All Bhava Lead to Suffering
9. The akusala-mula Paṭicca Samuppāda process describes how (abhi)saṅkhāra done with avijjā LEAD to various bhava and jāti. This is the first step in the akusala-mula Paṭicca Samuppāda process: “avijjā paccayā saṅkhāra.” Towards the end, it leads to bhava.
- Those bhava lead to births (jāti) among the 31 realms. Without exception, any jāti ends up suffering. That is the last step in the akusala-mula Paṭicca Samuppāda process: “jāti paccayā jarā, marana, soka-paridēva-dukkha-dōmanassupāyasā sambhavan’ti.”
- In upcoming posts, we will go through the steps in Paṭicca Samuppāda to further clarify how the wrong view of sakkāya diṭṭhi sustains this process that keeps one bound to saṃsāra, the rebirth process. That is not the reincarnation of a “soul.”
- Until one understands that process, one has avijjā, i.e., ignorant about the Four Noble Truths.
- There is one more aspect that needs to be understood. Let us discuss that now.
Difference Between Wrong Views and Wrong Perceptions
10. Most texts describe sakkāya diṭṭhi as “self-illusion” or “personality belief,” i.e., “belief that a self or I exist” (you can Google “sakkāya diṭṭhi” and see). Here it is essential to understand that there is a difference between “wrong view” and “wrong perception.” A Sōtapanna would have removed the wrong view (diṭṭhi), but not the false perception (saññā.)
- But this perception (saññā) of a “self” (or a “soul” which is also called “ātma“) is NOT sakkāya diṭṭhi per Tipiṭaka, as we discuss below. That is a saññā (perception) that we have carried from life to life. For a discussion on saññā, see “What is Sanna (Perception)?“.
- The deeply-embedded idea of a “self” or an innate sense of “me” is rooted in the māna cetasika.

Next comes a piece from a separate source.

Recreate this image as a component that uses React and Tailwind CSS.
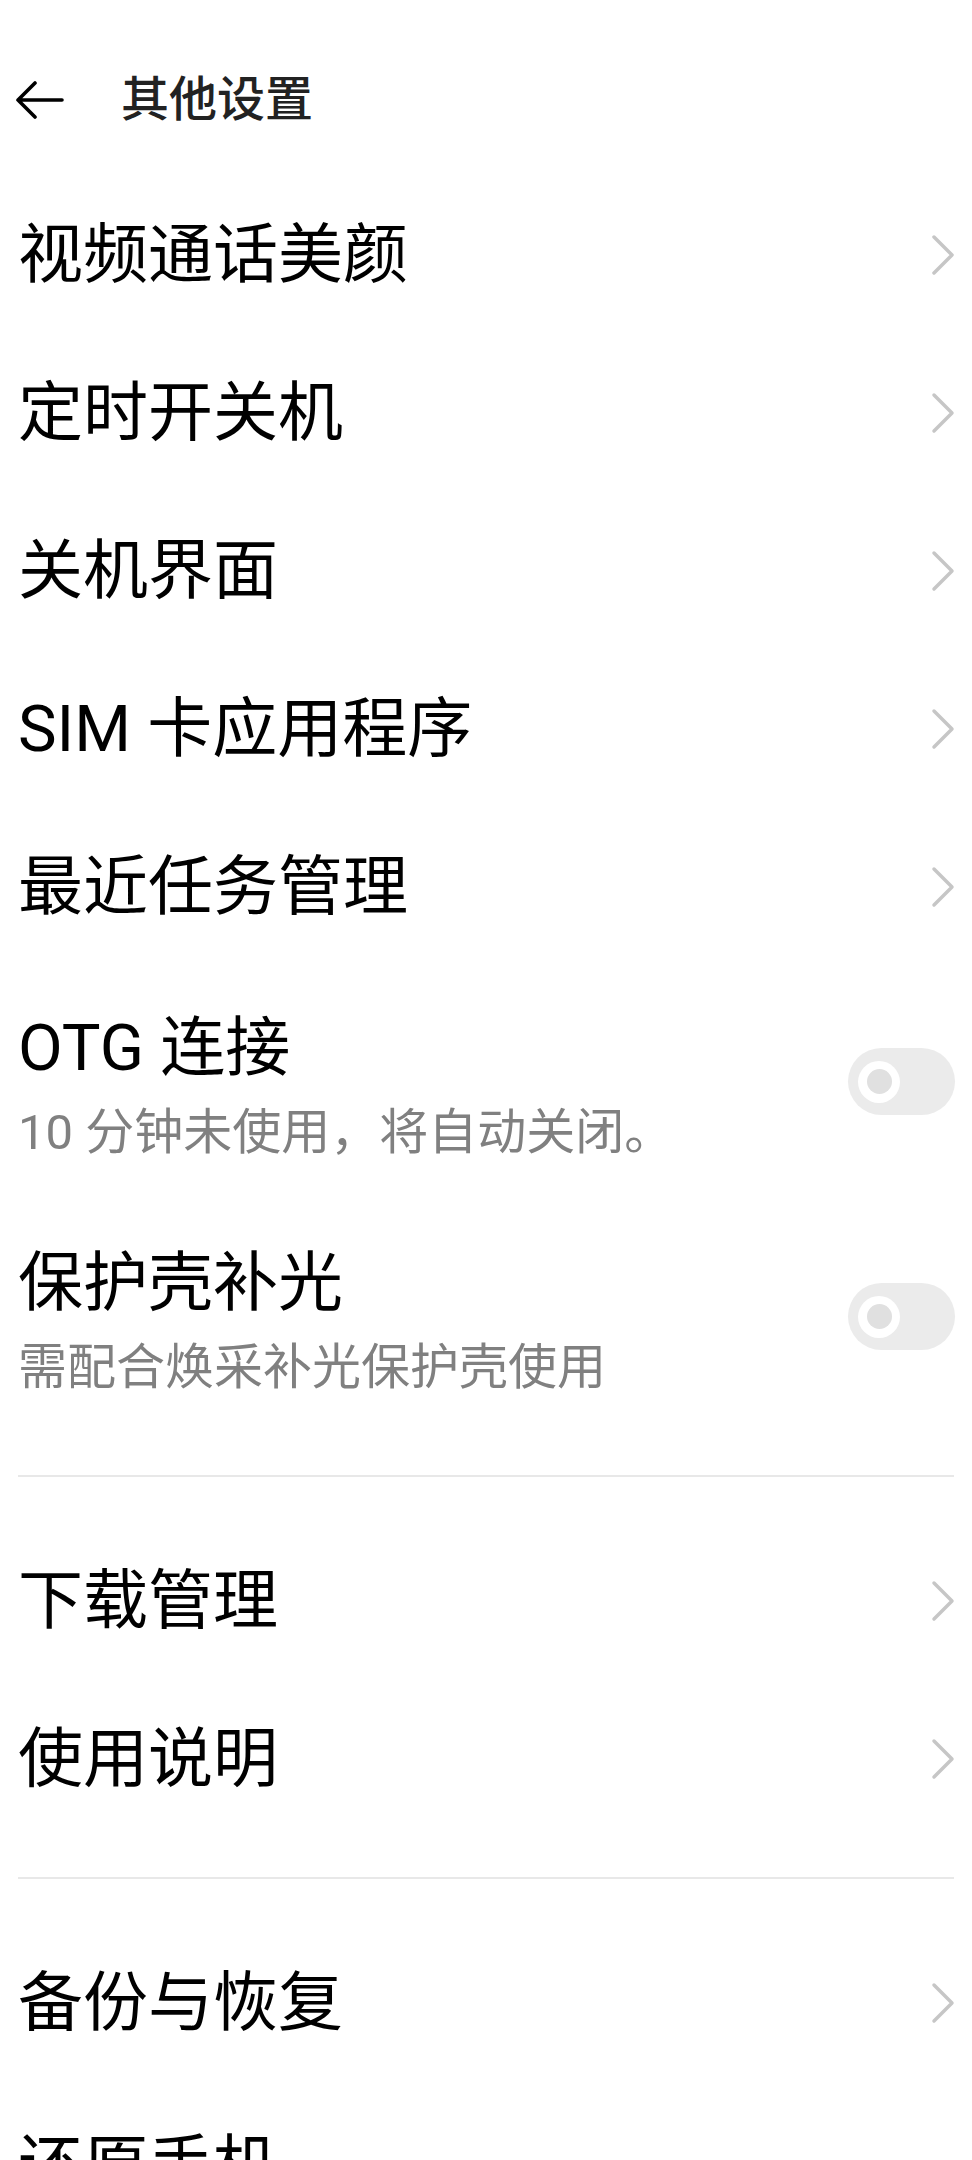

- If one gets offended if treated with disrespect, that means one still has māna left. Even an Anāgāmi could be somewhat annoyed if they perceives being mistreated. A component of māna — called asmi māna — is still left at the Anāgāmi stage. Māna is removed not at the Sōtapanna stage but at the Arahant stage.

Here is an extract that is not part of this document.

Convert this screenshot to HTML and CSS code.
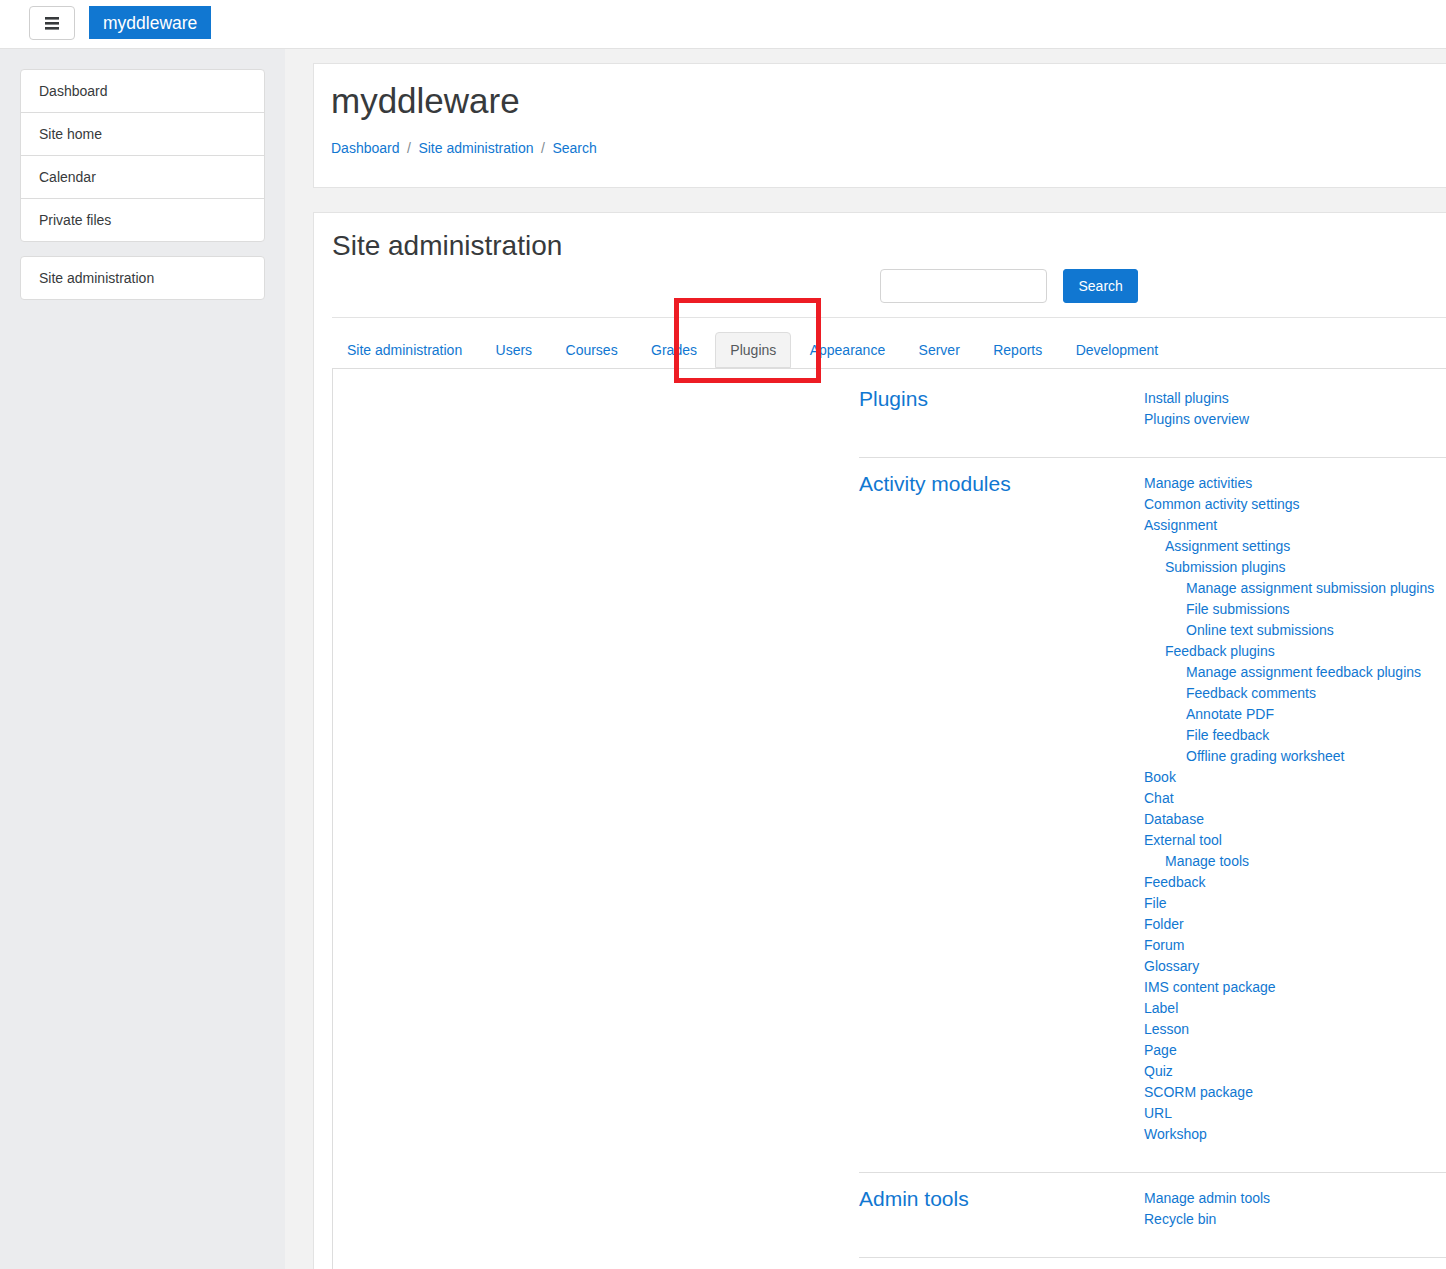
FILE: index.html
```html
<!DOCTYPE html>
<html lang="en">
<head>
<meta charset="utf-8">
<title>myddleware: Administration: Search</title>
<link rel="stylesheet" href="styles.css">
</head>
<body>
<header class="navbar">
  <button class="nav-toggle" type="button" aria-label="Side panel">
    <svg width="14" height="13" viewBox="0 0 14 13" aria-hidden="true">
      <rect x="0" y="0" width="14" height="2.6"></rect>
      <rect x="0" y="5" width="14" height="2.6"></rect>
      <rect x="0" y="10" width="14" height="2.6"></rect>
    </svg>
  </button>
  <a class="brand" href="#">myddleware</a>
</header>

<div class="page">
  <aside class="drawer">
    <nav class="block">
      <a class="block-item" href="#">Dashboard</a>
      <a class="block-item" href="#">Site home</a>
      <a class="block-item" href="#">Calendar</a>
      <a class="block-item" href="#">Private files</a>
    </nav>
    <nav class="block">
      <a class="block-item" href="#">Site administration</a>
    </nav>
  </aside>

  <main class="main">
    <section class="card page-header">
      <h1 class="page-title">myddleware</h1>
      <ol class="breadcrumb">
        <li><a href="#">Dashboard</a></li>
        <li><a href="#">Site administration</a></li>
        <li><a href="#">Search</a></li>
      </ol>
    </section>

    <section class="card admin-card">
      <h2 class="admin-title">Site administration</h2>
      <form class="admin-search">
        <input class="search-input" type="text" aria-label="Search">
        <button class="search-btn" type="button">Search</button>
      </form>
      <hr class="divider">
      <ul class="tabs">
        <li><a class="tab" href="#">Site administration</a></li>
        <li><a class="tab" href="#">Users</a></li>
        <li><a class="tab" href="#">Courses</a></li>
        <li><a class="tab" href="#">Grades</a></li>
        <li><a class="tab active" href="#">Plugins</a></li>
        <li><a class="tab" href="#">Appearance</a></li>
        <li><a class="tab" href="#">Server</a></li>
        <li><a class="tab" href="#">Reports</a></li>
        <li><a class="tab" href="#">Development</a></li>
      </ul>
      <div class="tab-content">
        <div class="settings-row">
          <h3 class="row-title"><a href="#">Plugins</a></h3>
          <ul class="link-list">
            <li><a href="#">Install plugins</a></li>
            <li><a href="#">Plugins overview</a></li>
          </ul>
        </div>
        <div class="settings-row">
          <h3 class="row-title"><a href="#">Activity modules</a></h3>
          <ul class="link-list">
            <li><a href="#">Manage activities</a></li>
            <li><a href="#">Common activity settings</a></li>
            <li><a href="#">Assignment</a>
              <ul>
                <li><a href="#">Assignment settings</a></li>
                <li><a href="#">Submission plugins</a>
                  <ul>
                    <li><a href="#">Manage assignment submission plugins</a></li>
                    <li><a href="#">File submissions</a></li>
                    <li><a href="#">Online text submissions</a></li>
                  </ul>
                </li>
                <li><a href="#">Feedback plugins</a>
                  <ul>
                    <li><a href="#">Manage assignment feedback plugins</a></li>
                    <li><a href="#">Feedback comments</a></li>
                    <li><a href="#">Annotate PDF</a></li>
                    <li><a href="#">File feedback</a></li>
                    <li><a href="#">Offline grading worksheet</a></li>
                  </ul>
                </li>
              </ul>
            </li>
            <li><a href="#">Book</a></li>
            <li><a href="#">Chat</a></li>
            <li><a href="#">Database</a></li>
            <li><a href="#">External tool</a>
              <ul>
                <li><a href="#">Manage tools</a></li>
              </ul>
            </li>
            <li><a href="#">Feedback</a></li>
            <li><a href="#">File</a></li>
            <li><a href="#">Folder</a></li>
            <li><a href="#">Forum</a></li>
            <li><a href="#">Glossary</a></li>
            <li><a href="#">IMS content package</a></li>
            <li><a href="#">Label</a></li>
            <li><a href="#">Lesson</a></li>
            <li><a href="#">Page</a></li>
            <li><a href="#">Quiz</a></li>
            <li><a href="#">SCORM package</a></li>
            <li><a href="#">URL</a></li>
            <li><a href="#">Workshop</a></li>
          </ul>
        </div>
        <div class="settings-row">
          <h3 class="row-title"><a href="#">Admin tools</a></h3>
          <ul class="link-list">
            <li><a href="#">Manage admin tools</a></li>
            <li><a href="#">Recycle bin</a></li>
          </ul>
        </div>
      </div>
    </section>
  </main>
</div>

<div class="annotation" aria-hidden="true"></div>
</body>
</html>
```

FILE: styles.css
```css
* {
  box-sizing: border-box;
}

html,
body {
  margin: 0;
  padding: 0;
}

body {
  position: relative;
  overflow: hidden;
  font-family: "Liberation Sans", Arial, Helvetica, sans-serif;
  font-size: 14px;
  line-height: 20px;
  color: #373a3c;
  background: #f2f2f2;
}

a {
  color: #1177d1;
  text-decoration: none;
}

/* Top navbar */
.navbar {
  display: flex;
  align-items: flex-start;
  height: 49px;
  padding: 6px 0 0 29px;
  background: #fff;
  border-bottom: 1px solid #e2e2e2;
}

.nav-toggle {
  display: flex;
  align-items: center;
  justify-content: center;
  width: 46px;
  height: 34px;
  margin-right: 14px;
  padding: 0;
  background: #fff;
  border: 1px solid #cfcfcf;
  border-radius: 4px;
}

.nav-toggle svg {
  display: block;
  fill: #373a3c;
}

.brand {
  height: 33px;
  padding: 1px 14px 0;
  background: #1177d1;
  color: #fff;
  font-size: 17.5px;
  line-height: 32px;
}

/* Page body */
.page {
  display: flex;
  min-height: 1240px;
}

.drawer {
  flex: none;
  width: 285px;
  padding: 20px 0 0 20px;
  background: #ebecee;
}

.block {
  display: flex;
  flex-direction: column;
  width: 245px;
  margin-bottom: 14px;
  background: #fff;
  border: 1px solid #dcdcdc;
  border-radius: 4px;
}

.block-item {
  display: block;
  padding: 11px 18px;
  color: #373a3c;
  line-height: 20px;
}

.block-item + .block-item {
  border-top: 1px solid #dcdcdc;
}

.main {
  flex: 1;
  min-width: 0;
  padding: 14px 0 0 28px;
}

.card {
  background: #fff;
  border: 1px solid #e3e3e3;
  border-right: none;
}

/* Page header card */
.page-header {
  padding: 16px 17px 29px;
}

.page-title {
  margin: 0;
  font-size: 35px;
  line-height: 42px;
  font-weight: normal;
  color: #373a3c;
}

.breadcrumb {
  display: flex;
  margin: 16px 0 0;
  padding: 0;
  list-style: none;
}

.breadcrumb li + li::before {
  content: "/";
  padding: 0 7.5px;
  color: #818a91;
}

/* Admin card */
.admin-card {
  margin-top: 24px;
  padding: 16px 0 0 18px;
  border-bottom: none;
}

.admin-title {
  margin: 0;
  font-size: 28px;
  line-height: 34px;
  font-weight: normal;
  color: #373a3c;
}

.admin-search {
  display: flex;
  align-items: center;
  margin: 6px 0 0 548px;
}

.search-input {
  width: 167px;
  height: 34px;
  margin: 0 16px 0 0;
  padding: 6px 12px;
  border: 1px solid #d4d4d4;
  border-radius: 4px;
  background: #fff;
  font: inherit;
}

.search-btn {
  height: 34px;
  padding: 0 14.5px;
  border: 1px solid #1177d1;
  border-radius: 3px;
  background: #1177d1;
  color: #fff;
  font: inherit;
  font-size: 14px;
}

.divider {
  height: 0;
  margin: 14px 0;
  border: 0;
  border-top: 1px solid #e3e3e3;
}

/* Tabs */
.tabs {
  display: flex;
  margin: 0;
  padding: 0;
  list-style: none;
  border-bottom: 1px solid #dddddd;
}

.tab {
  display: block;
  margin-right: 3.4px;
  padding: 7px 14px;
  border: 1px solid transparent;
  border-radius: 4px 4px 0 0;
  line-height: 20px;
  white-space: nowrap;
}

.tab.active {
  background: #f3f3f3;
  border-color: #dddddd;
  color: #55595c;
}

.tab-content {
  padding: 4px 0 60px 526px;
  border-left: 1px solid #dddddd;
}

.settings-row {
  display: grid;
  grid-template-columns: 285px 1fr;
  padding: 15px 0 27px;
  border-bottom: 1px solid #dedede;
}

.row-title {
  margin: 0;
  font-size: 21px;
  line-height: 22px;
  font-weight: normal;
}

.link-list,
.link-list ul {
  margin: 0;
  padding: 0;
  list-style: none;
  line-height: 21px;
}

.link-list ul {
  padding-left: 21px;
}

/* Red highlight drawn over the screenshot */
.annotation {
  position: absolute;
  left: 674px;
  top: 298px;
  width: 147px;
  height: 85px;
  border: 5px solid #ed1c24;
  pointer-events: none;
}
```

A Sōtapanna Removes Only Wrong Views About an “Unchanging Self”
11. At the Sōtapanna stage, the wrong view (diṭṭhi) that there is something unchanging and permanent, like a “soul” is associated with oneself, goes away. Simultaneously, the wrong view that one can remove future suffering by just living a moral life (sīlabbata parāmāsa)will go away too. (However, living a moral life is necessary too.) Furthermore, any doubts about the teachings of the Buddha (vicikicchā) will also disappear simultaneously.
- When one can see that there is no “real essence” (like a “soul” or a “ātma“) associated with a living being, this wrong view of sakkāya diṭṭhi goes away. A lifestream evolves, according to Paṭicca Samuppāda; see, “Anattā in Anattalakkahana Sutta – No Soul or an Ātma.”
- However, it is incorrect to believe that the perception of a “me” will go away at the Sōtapanna stage. That perception completely goes away only at the Arahant stage. See “Vipallāsa (Diṭṭhi, Saññā, Citta) Affect Saṅkhāra.”
1. The following verse appears in many suttas, for example in the “Cūḷavedalla Sutta (MN 44) “: “assutavā puthujjano, ariyānaṃ adassāvī ariyadhammassa akovido ariyadhamme avinīto, sappurisānaṃ adassāvī sappurisadhammassa akovido sappurisadhamme avinīto, rūpaṃ attato samanupassati, rūpavantaṃ vā attānaṃ, attani vā rūpaṃ, rūpasmiṃ vā attānaṃ. Vedanaṃ … pe … saññāṃ … saṅkhāre … viññāṇaṃ attato samanupassati, viññāṇavantaṃ vā attānaṃ, attani vā viññāṇaṃ, viññāṇasmiṃ vā attānaṃ. Evaṃ kho, āvuso visākha, sakkāya diṭṭhi hotī.”